Design Yelp

Problem statement
Short description
Design a proximity service like Yelp: given a user's location, return nearby businesses (restaurants, shops, etc.), optionally filtered by category or rating, and let users view business details and read or leave reviews.
For example, a user at (37.78, -122.41) searches for coffee shops within 2 km, and the system returns the matching businesses sorted by distance.
Understanding the problem

From the statement, the system does one core thing: it answers "which businesses are within radius R of this point?" quickly, then returns their details.
In other words, the core of the system is a spatial lookup:
(location, radius) → nearby business IDs → business details
The key challenge is that latitude/longitude are two-dimensional, and a normal database index on two independent columns is slow for "within a radius" queries. The hard part is building a geospatial index that makes nearby search fast, while serving a very read-heavy workload at scale.
What we need to discuss with the interviewer
Before designing, clarify the boundary of the problem. Pick three to four questions:
- Scale — How many businesses and how many search queries per second do we expect?
- Latency — What is the acceptable p99 for a nearby search?
- Search semantics — Fixed radius, "k nearest," or both? Do we filter by category, rating, open-now?
- Scope — Beyond search, details, and reviews, are photos, personalization, or business onboarding in scope?
For this design, we focus on searching businesses by location/keyword/category, viewing business details with reviews, and leaving reviews. Business onboarding/CRUD, ranking quality, and personalization are follow-ups.
Requirements
Functional requirements
- Search for businesses — Users can search by keyword, category, and location, and filter or sort by rating; results are paginated.
- View business details & reviews — Users can see a business profile with its average rating and paginated reviews.
- Leave a review — Users can rate (1–5 stars) and write a text review; one review per user per business.
Non-functional requirements
- Low latency — Nearby search p99 < 200 ms (interactive path).
- High availability — 99.9%+ for search.
- Scale — ~100M+ businesses, ~10K search QPS (peak higher), read-heavy and global.
- Consistency — Eventual consistency is fine for listings; business writes don't need strong consistency and slightly stale reads are acceptable.
- Accurate ratings — Average ratings stay correct under heavy concurrent reviews (one per user per business), and a new review is reflected within seconds.
A good interview phrase:
I will optimize the search path first because reads dominate, and the central problem is making geospatial lookups fast.
Core entities
We only need a few core entities.
- Business — name, description, category, location (lat/lng), address, average rating, review count
- Review — rating (1–5), text content, author, business ID, timestamp
- User — account info, name, profile
- Location — latitude, longitude; optionally mapped to named areas (city, neighborhood)
The Business is the central entity, and its Location is the field we index on.

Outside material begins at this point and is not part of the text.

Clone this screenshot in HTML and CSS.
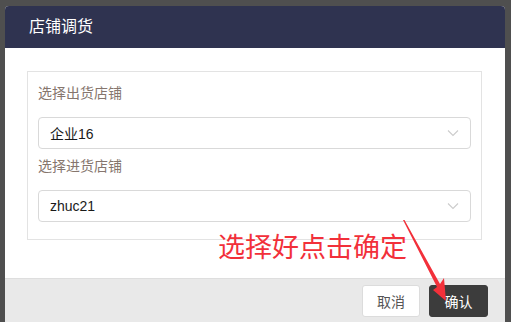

The spatial index itself is an implementation detail for fast nearby search, so we introduce it in Deep Dive 1 rather than listing it as a core entity.
API design
Search for businesses
GET /v1/search?lat=37.78&lng=-122.41&radius=2000&category=coffee&q=blue+bottle&min_rating=4&sort=rating&page_size=20&page_token=abc
Response:
{
"results": [
{ "business_id": "b_123", "name": "Blue Bottle", "distance_m": 320, "rating": 4.5 },
{ "business_id": "b_456", "name": "Sightglass", "distance_m": 810, "rating": 4.4 }
],
"next_page_token": "def"
}
View business details & reviews
GET /v1/businesses/b_123
GET /v1/businesses/b_123/reviews?page_size=20&page_token=abc
The business response includes average_rating and review_count; reviews are fetched separately and paginated.
Response (GET /v1/businesses/b_123):
{
"business_id": "b_123",
"name": "Blue Bottle",
"category": "coffee",
"address": "66 Mint St",
"average_rating": 4.5,
"review_count": 1280
}
Response (GET /v1/businesses/b_123/reviews):
{
"reviews": [
{ "review_id": "r_1", "user_id": "u_9", "stars": 5, "text": "Great coffee.", "created_at": "2026-06-01T10:00:00Z" }
],
"next_page_token": "def"
}
Leave a review
POST /v1/businesses/b_123/reviews
{
"stars": 5,
"text": "Great coffee and friendly staff."
}
Enforce one review per user per business with a unique constraint on (business_id, user_id); a repeat submission updates the existing review.
Response (201 Created):
{
"review_id": "r_1024",
"business_id": "b_123",
"user_id": "u_9",
"stars": 5,
"text": "Great coffee and friendly staff.",
"created_at": "2026-06-10T21:50:00Z"
}
High-level design
The high-level design should match the functional requirements exactly, and only the functional requirements — we leave latency, scale, availability, and consistency tuning to the deep dives. We have three functional requirements, so we design in three steps.
1. Search for businesses
Flow: Client → API Gateway → Business Service → Query Database.
The Search Service finds candidate businesses near the query point using a geospatial index (covered in Deep Dive 1), applies keyword/category and min-rating filters, fetches their details from the Business Service, sorts by distance or rating, and returns a page of results.
Minimal state: the business(business_id, lat, lng, category, name) table, with the spatial index introduced in Deep Dive 1.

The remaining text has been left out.